Restate the material word for word and leave out anything that is a picture.

□ □ □ □

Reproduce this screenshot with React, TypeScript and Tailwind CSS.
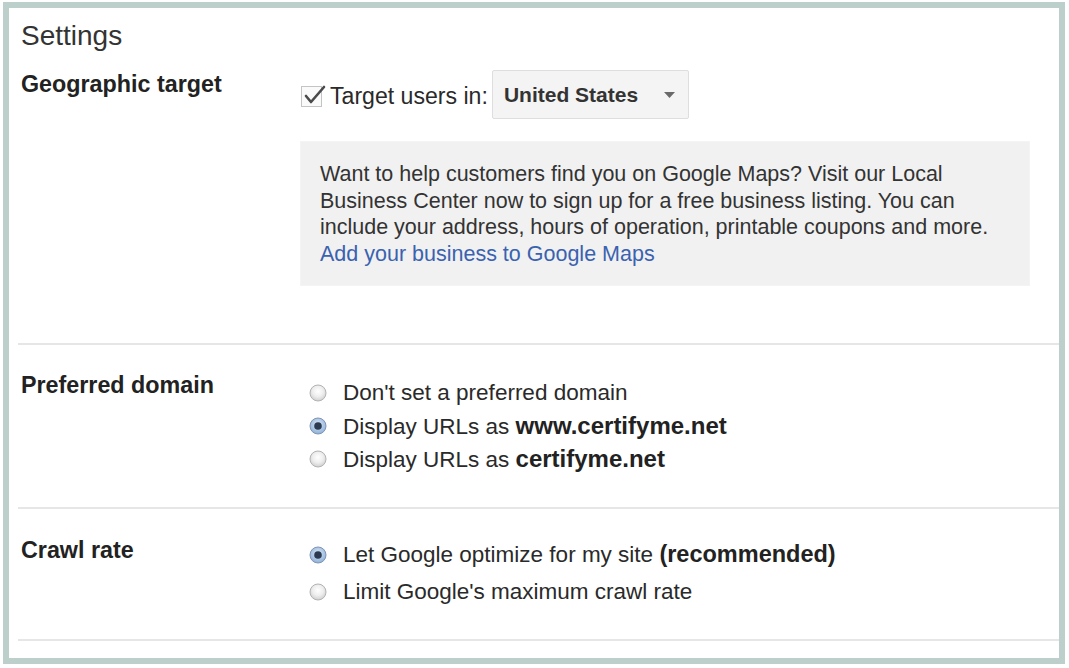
import React from "react";

const font = { fontFamily: '"Liberation Sans", Arial, sans-serif' };

function Radio({ checked }: { checked?: boolean }) {
  return (
    <svg width="18" height="18" viewBox="0 0 18 18" className="shrink-0">
      <defs>
        <radialGradient id="ru" cx="50%" cy="40%" r="60%">
          <stop offset="0%" stopColor="#ffffff" />
          <stop offset="55%" stopColor="#eeeeee" />
          <stop offset="100%" stopColor="#cfcfcf" />
        </radialGradient>
        <radialGradient id="rc" cx="50%" cy="40%" r="60%">
          <stop offset="0%" stopColor="#dbe8f7" />
          <stop offset="100%" stopColor="#8fb0d8" />
        </radialGradient>
      </defs>
      {checked ? (
        <>
          <circle cx="9" cy="9" r="8" fill="url(#rc)" stroke="#7d95b6" strokeWidth="1" />
          <circle cx="9" cy="9" r="3.8" fill="#2b3a4f" />
        </>
      ) : (
        <circle cx="9" cy="9" r="8" fill="url(#ru)" stroke="#b3b3b3" strokeWidth="1" />
      )}
    </svg>
  );
}

function RadioRow({ checked, children, h }: { checked?: boolean; children: React.ReactNode; h: string }) {
  return (
    <div className={`flex items-center ${h}`}>
      <div className="ml-[9px] mr-[16px] flex items-center">
        <Radio checked={checked} />
      </div>
      <span className="text-[22.5px] text-[#2a2a2a]">{children}</span>
    </div>
  );
}

export default function App() {
  return (
    <div className="w-[1069px] h-[668px] bg-white pt-[2px] pl-[3px]" style={font}>
      <div className="w-[1062px] h-[662px] border-[6px] border-[#bccfcb] bg-white flex flex-col overflow-hidden">
        <div className="pl-[12px] mt-[12px] text-[28px] leading-[32px] text-[#333]">Settings</div>

        {/* Geographic target */}
        <div className="flex pl-[12px] mt-[18px] pb-[57px]">
          <div className="w-[279px] text-[23.3px] leading-[28px] font-bold text-[#222]">Geographic target</div>
          <div className="flex flex-col">
            <div className="flex items-center h-[49px]">
              <div className="relative w-[21px] h-[21px] border border-[#c4c4c4] bg-[#fafafa] ml-[1px] mt-[3px]">
                <svg className="absolute left-[1px] top-[-4px]" width="24" height="24" viewBox="0 0 24 24">
                  <path d="M3 13 L8 19 L21 4" fill="none" stroke="#4a4a4a" strokeWidth="2.6" strokeLinecap="round" strokeLinejoin="round" />
                </svg>
              </div>
              <span className="ml-[8px] text-[23.1px] text-[#2a2a2a] mt-[3px]">Target users in:</span>
              <div className="ml-[4px] w-[197px] h-[49px] bg-[#f4f4f4] border border-[#dedede] rounded-[2px] flex items-center justify-between pl-[11px] pr-[13px]">
                <span className="text-[21px] font-bold text-[#333]">United States</span>
                <svg width="11" height="6" viewBox="0 0 11 6">
                  <path d="M0 0 H11 L5.5 6 Z" fill="#6a6a6a" />
                </svg>
              </div>
            </div>
            <div className="mt-[22px] w-[730px] h-[145px] bg-[#f1f1f1] border border-[#f4f4f4] pl-[19px] pt-[19px] text-[21.5px] leading-[26.5px] text-[#333]">
              <p>
                Want to help customers find you on Google Maps? Visit our Local
                <br />
                Business Center now to sign up for a free business listing. You can
                <br />
                include your address, hours of operation, printable coupons and more.
              </p>
              <p className="text-[#3a62b0]">Add your business to Google Maps</p>
            </div>
          </div>
        </div>

        <div className="ml-[9px] h-[2px] bg-[#e6e6e6]" />

        {/* Preferred domain */}
        <div className="flex pl-[12px] pt-[26px] pb-[32px]">
          <div className="w-[279px] text-[23.3px] leading-[28px] font-bold text-[#222]">Preferred domain</div>
          <div className="flex flex-col mt-[5px]">
            <RadioRow h="h-[33px]">Don't set a preferred domain</RadioRow>
            <RadioRow h="h-[33px]" checked>
              Display URLs as <b className="text-[24px] text-[#222]">www.certifyme.net</b>
            </RadioRow>
            <RadioRow h="h-[33px]">
              Display URLs as <b className="text-[24px] text-[#222]">certifyme.net</b>
            </RadioRow>
          </div>
        </div>

        <div className="ml-[9px] h-[2px] bg-[#e6e6e6]" />

        {/* Crawl rate */}
        <div className="flex pl-[12px] pt-[27px] pb-[29px]">
          <div className="w-[279px] text-[23.3px] leading-[28px] font-bold text-[#222]">Crawl rate</div>
          <div className="flex flex-col">
            <RadioRow h="h-[37px]" checked>
              Let Google optimize for my site <b className="text-[23.5px] text-[#222]">(recommended)</b>
            </RadioRow>
            <RadioRow h="h-[37px]">Limit Google's maximum crawl rate</RadioRow>
          </div>
        </div>

        <div className="ml-[9px] h-[2px] bg-[#e6e6e6]" />
      </div>
    </div>
  );
}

□ □ □ □

Task output>
Reproduce this screenshot with React, TypeScript and Tailwind CSS.
import React from "react";

const font = { fontFamily: '"Liberation Sans", Arial, sans-serif' };

function Radio({ checked }: { checked?: boolean }) {
  return (
    <svg width="18" height="18" viewBox="0 0 18 18" className="shrink-0">
      <defs>
        <radialGradient id="ru" cx="50%" cy="40%" r="60%">
          <stop offset="0%" stopColor="#ffffff" />
          <stop offset="55%" stopColor="#eeeeee" />
          <stop offset="100%" stopColor="#cfcfcf" />
        </radialGradient>
        <radialGradient id="rc" cx="50%" cy="40%" r="60%">
          <stop offset="0%" stopColor="#dbe8f7" />
          <stop offset="100%" stopColor="#8fb0d8" />
        </radialGradient>
      </defs>
      {checked ? (
        <>
          <circle cx="9" cy="9" r="8" fill="url(#rc)" stroke="#7d95b6" strokeWidth="1" />
          <circle cx="9" cy="9" r="3.8" fill="#2b3a4f" />
        </>
      ) : (
        <circle cx="9" cy="9" r="8" fill="url(#ru)" stroke="#b3b3b3" strokeWidth="1" />
      )}
    </svg>
  );
}

function RadioRow({ checked, children, h }: { checked?: boolean; children: React.ReactNode; h: string }) {
  return (
    <div className={`flex items-center ${h}`}>
      <div className="ml-[9px] mr-[16px] flex items-center">
        <Radio checked={checked} />
      </div>
      <span className="text-[22.5px] text-[#2a2a2a]">{children}</span>
    </div>
  );
}

export default function App() {
  return (
    <div className="w-[1069px] h-[668px] bg-white pt-[2px] pl-[3px]" style={font}>
      <div className="w-[1062px] h-[662px] border-[6px] border-[#bccfcb] bg-white flex flex-col overflow-hidden">
        <div className="pl-[12px] mt-[12px] text-[28px] leading-[32px] text-[#333]">Settings</div>

        {/* Geographic target */}
        <div className="flex pl-[12px] mt-[18px] pb-[57px]">
          <div className="w-[279px] text-[23.3px] leading-[28px] font-bold text-[#222]">Geographic target</div>
          <div className="flex flex-col">
            <div className="flex items-center h-[49px]">
              <div className="relative w-[21px] h-[21px] border border-[#c4c4c4] bg-[#fafafa] ml-[1px] mt-[3px]">
                <svg className="absolute left-[1px] top-[-4px]" width="24" height="24" viewBox="0 0 24 24">
                  <path d="M3 13 L8 19 L21 4" fill="none" stroke="#4a4a4a" strokeWidth="2.6" strokeLinecap="round" strokeLinejoin="round" />
                </svg>
              </div>
              <span className="ml-[8px] text-[23.1px] text-[#2a2a2a] mt-[3px]">Target users in:</span>
              <div className="ml-[4px] w-[197px] h-[49px] bg-[#f4f4f4] border border-[#dedede] rounded-[2px] flex items-center justify-between pl-[11px] pr-[13px]">
                <span className="text-[21px] font-bold text-[#333]">United States</span>
                <svg width="11" height="6" viewBox="0 0 11 6">
                  <path d="M0 0 H11 L5.5 6 Z" fill="#6a6a6a" />
                </svg>
              </div>
            </div>
            <div className="mt-[22px] w-[730px] h-[145px] bg-[#f1f1f1] border border-[#f4f4f4] pl-[19px] pt-[19px] text-[21.5px] leading-[26.5px] text-[#333]">
              <p>
                Want to help customers find you on Google Maps? Visit our Local
                <br />
                Business Center now to sign up for a free business listing. You can
                <br />
                include your address, hours of operation, printable coupons and more.
              </p>
              <p className="text-[#3a62b0]">Add your business to Google Maps</p>
            </div>
          </div>
        </div>

        <div className="ml-[9px] h-[2px] bg-[#e6e6e6]" />

        {/* Preferred domain */}
        <div className="flex pl-[12px] pt-[26px] pb-[32px]">
          <div className="w-[279px] text-[23.3px] leading-[28px] font-bold text-[#222]">Preferred domain</div>
          <div className="flex flex-col mt-[5px]">
            <RadioRow h="h-[33px]">Don't set a preferred domain</RadioRow>
            <RadioRow h="h-[33px]" checked>
              Display URLs as <b className="text-[24px] text-[#222]">www.certifyme.net</b>
            </RadioRow>
            <RadioRow h="h-[33px]">
              Display URLs as <b className="text-[24px] text-[#222]">certifyme.net</b>
            </RadioRow>
          </div>
        </div>

        <div className="ml-[9px] h-[2px] bg-[#e6e6e6]" />

        {/* Crawl rate */}
        <div className="flex pl-[12px] pt-[27px] pb-[29px]">
          <div className="w-[279px] text-[23.3px] leading-[28px] font-bold text-[#222]">Crawl rate</div>
          <div className="flex flex-col">
            <RadioRow h="h-[37px]" checked>
              Let Google optimize for my site <b className="text-[23.5px] text-[#222]">(recommended)</b>
            </RadioRow>
            <RadioRow h="h-[37px]">Limit Google's maximum crawl rate</RadioRow>
          </div>
        </div>

        <div className="ml-[9px] h-[2px] bg-[#e6e6e6]" />
      </div>
    </div>
  );
}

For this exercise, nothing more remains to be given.